Add those two numbers together, and you see that the roulette wheel favours the bettor, not the house. It’s asymmetrical.

Put it another way. Suppose bitcoin hovers around $6000 for the next five years. You cut your losses when it hits $5000. You cash out when it hits $7000. If this happens a dozen times or so, you make money.

How is this possible? It’s the nature of Bitmex contracts that are known as a quanto-derivatives. “Quanto” is short for “Quantity-Adjusting Option” which is a contract that allows to buy one currency (bitcoin) while the settlement (payout) is done in another currency (US dollars).

Sounds complicated? Let me try it again. If you short using a quanto-derivative, that means if the currency you bought (bitcoin) goes down, you don’t lose any money when settled in your “home” currency. Which in this case, happens to be US dollars.

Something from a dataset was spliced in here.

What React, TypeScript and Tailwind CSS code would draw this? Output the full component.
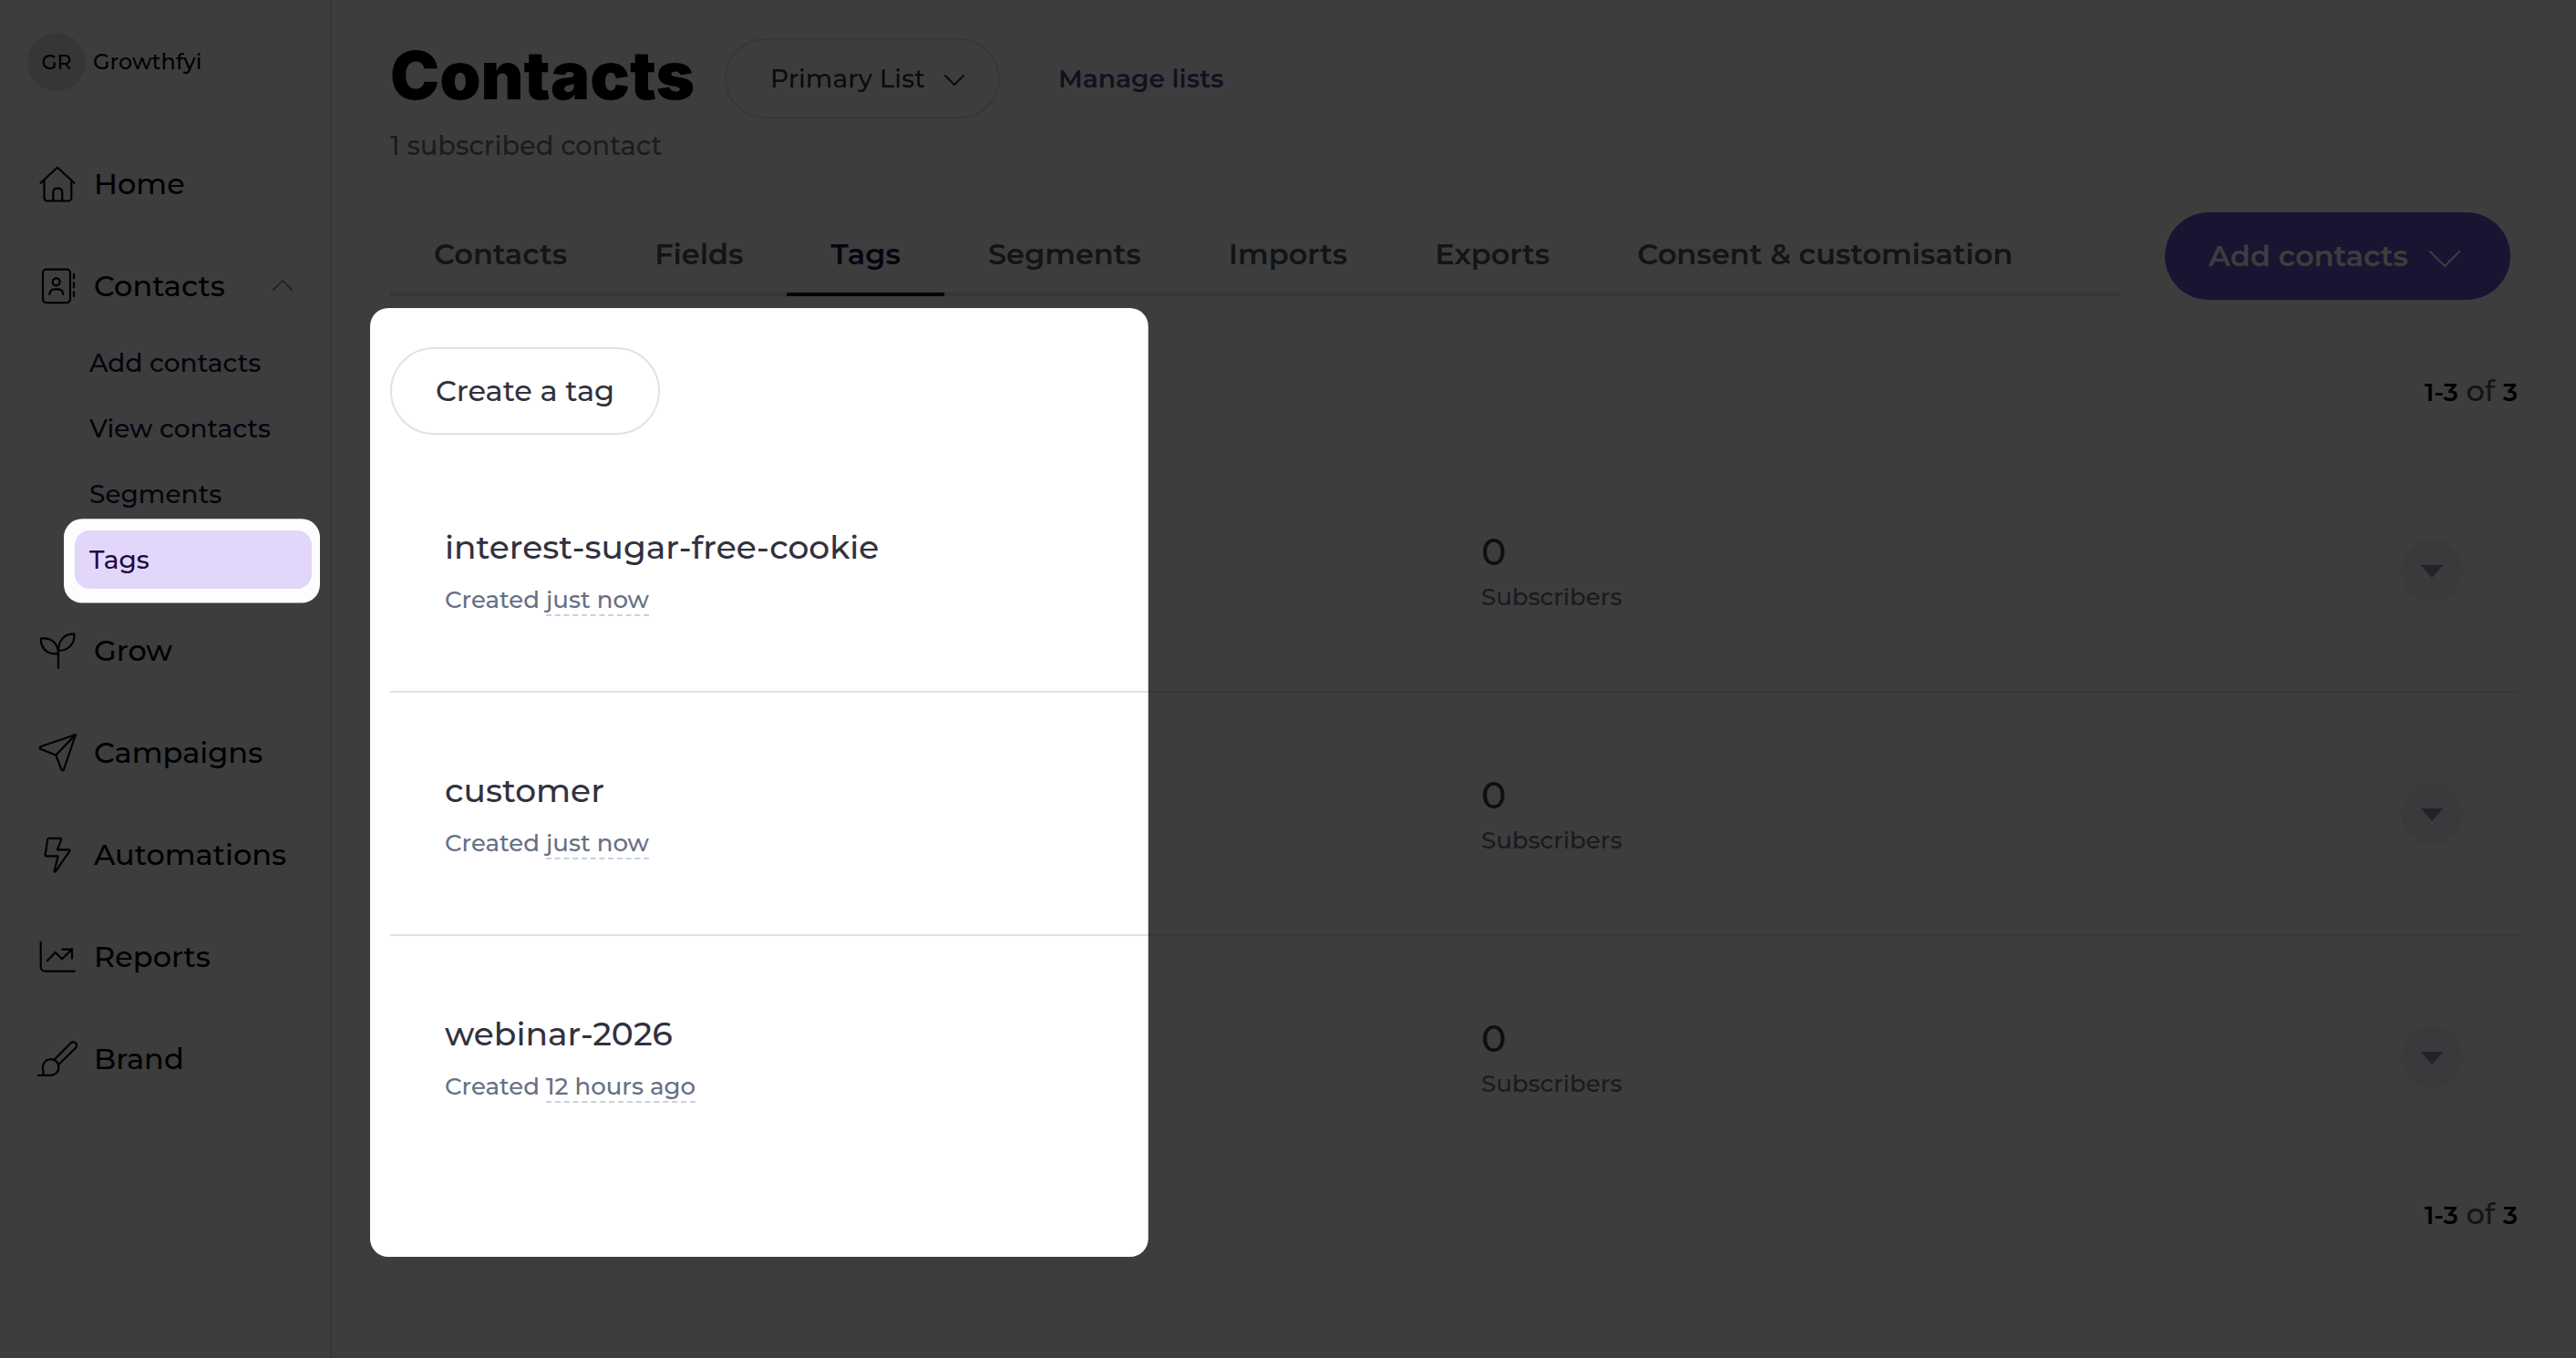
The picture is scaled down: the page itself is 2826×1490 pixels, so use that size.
import type { ReactNode } from "react";
import { twMerge } from "tailwind-merge";

type NavItem = { label: string; icon: ReactNode; children?: string[] };

const navItems: NavItem[] = [
  {
    label: "Home",
    icon: (
      <>
        <path d="M5.5 23.8 24 6.8l18.5 17" />
        <path d="M9.5 20.5V40a3.5 3.5 0 0 0 3.5 3.5h22.8a3.5 3.5 0 0 0 3.5-3.5V20.5" />
        <path d="M19.3 43.5V34.5c0-3 1.6-4.900 4.2-4.900h1.600c2.600 0 4.200 1.900 4.200 4.900v9" />
      </>
    ),
  },
  {
    label: "Contacts",
    icon: (
      <>
        <rect x="8" y="6.7" width="30" height="36.4" rx="3.5" />
        <circle cx="22.7" cy="20.3" r="4" />
        <path d="M15.4 34c0-3.5 2-5.6 5.5-5.6h3.8c3.5 0 5.5 2.1 5.5 5.6" />
        <path d="M42 11.5v5M42 21.3v5M42 31v5" />
      </>
    ),
    children: ["Add contacts", "View contacts", "Segments", "Tags"],
  },
  {
    label: "Grow",
    icon: (
      <>
        <path d="M5.8 11.6C16.5 10 25 16.5 25 28.2 13 29.8 5.6 22.5 5.8 11.6z" />
        <path d="M42.5 6.6C32 6 25 13.5 25.2 25 36.5 24.8 43.2 17 42.5 6.6z" />
        <path d="M25 25v19" />
      </>
    ),
  },
  {
    label: "Campaigns",
    icon: (
      <>
        <path d="M44 5 5.4 18.3a1.3 1.3 0 0 0 0 2.4l16.9 6.7 6.2 16.2a1.3 1.3 0 0 0 2.4 0z" />
        <path d="M22.3 27.4 44 5" />
      </>
    ),
  },
  {
    label: "Automations",
    icon: (
      <path d="M14.6 6.8h12.6a1 1 0 0 1 1 1.3L23.9 19.4h12.7a1 1 0 0 1 .8 1.5L21.9 43.2c-.5.7-1.4.4-1.2-.6l4-16.3H11.6a1 1 0 0 1-1-1.1l2.7-17.3a1.2 1.2 0 0 1 1.3-1.1z" />
    ),
  },
  {
    label: "Reports",
    icon: (
      <>
        <path d="M5.7 8.8v26.9a5 5 0 0 0 5 5h32" />
        <path d="m13 29 8.7-9 7.3 7.2 11-10.6" />
        <path d="M29.5 16.6H40v10" />
      </>
    ),
  },
  {
    label: "Brand",
    icon: (
      <>
        <path d="M3 42.8h13.7a8.8 8.8 0 1 0-8.8-8.8c0 3.4 1.3 5.6.4 8.8" />
        <path d="M20.3 25.9 38.6 7.4a3.7 3.7 0 0 1 5.4 5.4L25.4 31" />
      </>
    ),
  },
];

const tabs: string[] = [
  "Contacts",
  "Fields",
  "Tags",
  "Segments",
  "Imports",
  "Exports",
  "Consent & customisation",
];

const tags = [
  { name: "interest-sugar-free-cookie", created: "just now", subscribers: 0 },
  { name: "customer", created: "just now", subscribers: 0 },
  { name: "webinar-2026", created: "12 hours ago", subscribers: 0 },
];

const Sidebar = () => {
  return (
    <aside className="w-[364px] h-full shrink-0 border-r-2 border-[#e6e6ea] bg-[#fdfdfd] text-black">
      {/* Account */}
      <div className="flex items-center gap-2 pl-[30px] pt-9">
        <div className="size-16 rounded-full bg-[#e3e3e4] flex items-center justify-center text-[22px]">
          GR
        </div>
        <span className="text-2xl">Growthfyi</span>
      </div>
      {/* Nav */}
      <nav className="mt-[45px] flex flex-col">
        {navItems.map((item) => (
          <div key={item.label}>
            <div className="h-28 flex items-center pl-[39px] pr-[41px]">
              <svg
                viewBox="0 0 48 48"
                className="size-12 mr-4"
                fill="none"
                stroke="currentColor"
                strokeWidth="2.2"
                strokeLinecap="round"
                strokeLinejoin="round"
              >
                {item.icon}
              </svg>
              <span className="pt-0.5 text-[32px] leading-10">
                {item.label}
              </span>
              {item.children && (
                <svg
                  viewBox="0 0 22 12"
                  className="w-[22px] h-3 ml-auto text-[#7f7e8c]"
                  fill="none"
                  stroke="currentColor"
                  strokeWidth="1.6"
                >
                  <path d="M.5 11.5 11 1l10.5 10.5" />
                </svg>
              )}
            </div>
            {item.children && (
              <div className="ml-[82px] w-[260px] -mt-[3px] mb-[11px] flex flex-col gap-2">
                {item.children.map((child) => (
                  <div
                    key={child}
                    className={twMerge(
                      "h-16 pl-4 rounded-2xl flex items-center text-[28px] text-[#240a3f]",
                      child === "Tags" && "bg-[#e2d7fb]"
                    )}
                  >
                    {child}
                  </div>
                ))}
              </div>
            )}
          </div>
        ))}
      </nav>
    </aside>
  );
};

const Range = ({ className }: { className?: string }) => (
  <div className={twMerge("text-[32px] leading-10 text-[#4f5461]", className)}>
    <span className="text-[28px] font-semibold text-black">1-3</span> of{" "}
    <span className="text-[28px] font-semibold text-black">3</span>
  </div>
);

const TagRow = ({ tag }: { tag: (typeof tags)[number] }) => (
  <div className="h-[267px] flex items-start px-[60px] border-b-2 border-[#dce1ec] last:border-transparent">
    <div className="w-[1137px] pt-[83px]">
      <div className="text-4xl leading-[48px] text-[#32313f]">{tag.name}</div>
      <div className="mt-3.5 text-[26px] leading-10 text-[#667085]">
        Created{" "}
        <span className="border-b-2 border-dashed border-[#cbd0e0]">
          {tag.created}
        </span>
      </div>
    </div>
    <div className="pt-[88px]">
      <div className="text-[41px] leading-[48px] text-[#38434a]">
        {tag.subscribers}
      </div>
      <div className="mt-1.5 text-[26px] leading-10 text-[#6d7286]">
        Subscribers
      </div>
    </div>
    <button className="ml-auto mt-[99px] size-[68px] rounded-full bg-[#e9f1fa] flex items-center justify-center">
      <svg viewBox="0 0 24 14" className="w-6 h-3.5 mt-0.5 fill-[#8a929e]">
        <path d="M0 0h24L12 14z" />
      </svg>
    </button>
  </div>
);

/* Dark layer of the walkthrough, with the two highlighted areas cut out */
const Spotlight = () => (
  <svg
    viewBox="0 0 2826 1490"
    className="absolute inset-0 w-full h-full pointer-events-none"
  >
    <path
      fillOpacity="0.76"
      fillRule="evenodd"
      d="M0 0H2826V1490H0z
        M90 569.3H331a20 20 0 0 1 20 20V641.5a20 20 0 0 1-20 20H90a20 20 0 0 1-20-20V589.3a20 20 0 0 1 20-20z
        M426 338H1239.7a20 20 0 0 1 20 20V1359a20 20 0 0 1-20 20H426a20 20 0 0 1-20-20V358a20 20 0 0 1 20-20z"
    />
  </svg>
);

export default function App() {
  return (
    <div className="relative w-[2826px] h-[1490px] overflow-hidden flex bg-white font-medium font-[Montserrat,Inter,sans-serif]">
      <Sidebar />
      <main className="flex-1 px-16 pt-[42px]">
        {/* Header */}
        <div className="flex items-center h-[88px]">
          <h1 className="w-[335px] mr-8 pb-[7px] text-[72.5px] leading-[80px] font-black text-black font-[Inter,sans-serif]">
            Contacts
          </h1>
          <button className="w-[302px] h-full rounded-full border-2 border-[#e2e0ec] pl-12 flex items-center text-[28px] text-[#32313f]">
            Primary List
            <svg
              viewBox="0 0 22 12"
              className="w-[22px] h-3 ml-[21px] mt-1"
              fill="none"
              stroke="currentColor"
              strokeWidth="2"
              strokeLinecap="round"
            >
              <path d="M1 1l10 10L21 1" />
            </svg>
          </button>
          <a className="ml-16 text-[28px] font-semibold text-[#4f4487]">
            Manage lists
          </a>
        </div>
        <p className="mt-2.5 text-[28.8px] leading-10 text-[#6f7685]">
          1 subscribed contact
        </p>

        {/* Tabs */}
        <div className="mt-[53px] flex items-start justify-between pr-2">
          <div className="w-[1899px] h-[92px] flex border-b-4 border-[#e2e3ec]">
            {tabs.map((tab) => (
              <div
                key={tab}
                className={twMerge(
                  "h-[92px] px-12 pt-[26px] text-[32px] leading-10 font-semibold whitespace-nowrap text-[#4f5461]",
                  tab === "Tags" && "border-b-4 border-[#240a3f] text-[#240a3f]"
                )}
              >
                {tab}
              </div>
            ))}
          </div>
          <button className="w-[379px] h-24 rounded-full bg-[#6b55cc] pl-12 flex items-center text-[32px] font-semibold text-white">
            Add contacts
            <svg
              viewBox="0 0 34 18"
              className="w-[34px] h-[18px] ml-[23px] mt-1.5"
              fill="none"
              stroke="currentColor"
              strokeWidth="2"
              strokeLinecap="round"
            >
              <path d="M1 1l16 16L33 1" />
            </svg>
          </button>
        </div>

        {/* Toolbar */}
        <div className="mt-[52px] h-24 flex items-center justify-between">
          <button className="w-[296px] h-full rounded-full border-2 border-[#e2e0ec] text-[32px] text-[#32313f]">
            Create a tag
          </button>
          <Range />
        </div>

        {/* Tag list */}
        <div className="mt-4">
          {tags.map((tag) => (
            <TagRow key={tag.name} tag={tag} />
          ))}
        </div>
        <Range className="mt-[18px] text-right" />
      </main>
      <Spotlight />
    </div>
  );
}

Quanto-derivative have been used for decades by currency traders when they think their “home” currency (US dollar, British pound, Japanese Yen) will undergo a period of weakness.

Are you still with me? Because here is one more VERY interesting fact about quanto-derivatives. The upside is always greater than the downside.

Why? Because on the downside, you can only go to zero. But on the upside, you can go up more than 100%. That’s how you get the “roulette wheel” where red pays off at 2 to 1 but black pays off at more than 2 to 1.  

That how, if you play the long run, you always make money.

And that’s a just one form of hedging in the world of cryptocurrency. There are more exotic hedges that offer bigger payouts and even less risk (like selling call options on Deribit).

The bitcoin trading pros all hedge. With a little bit of study, you can hedge too and make bank while sleeping at night.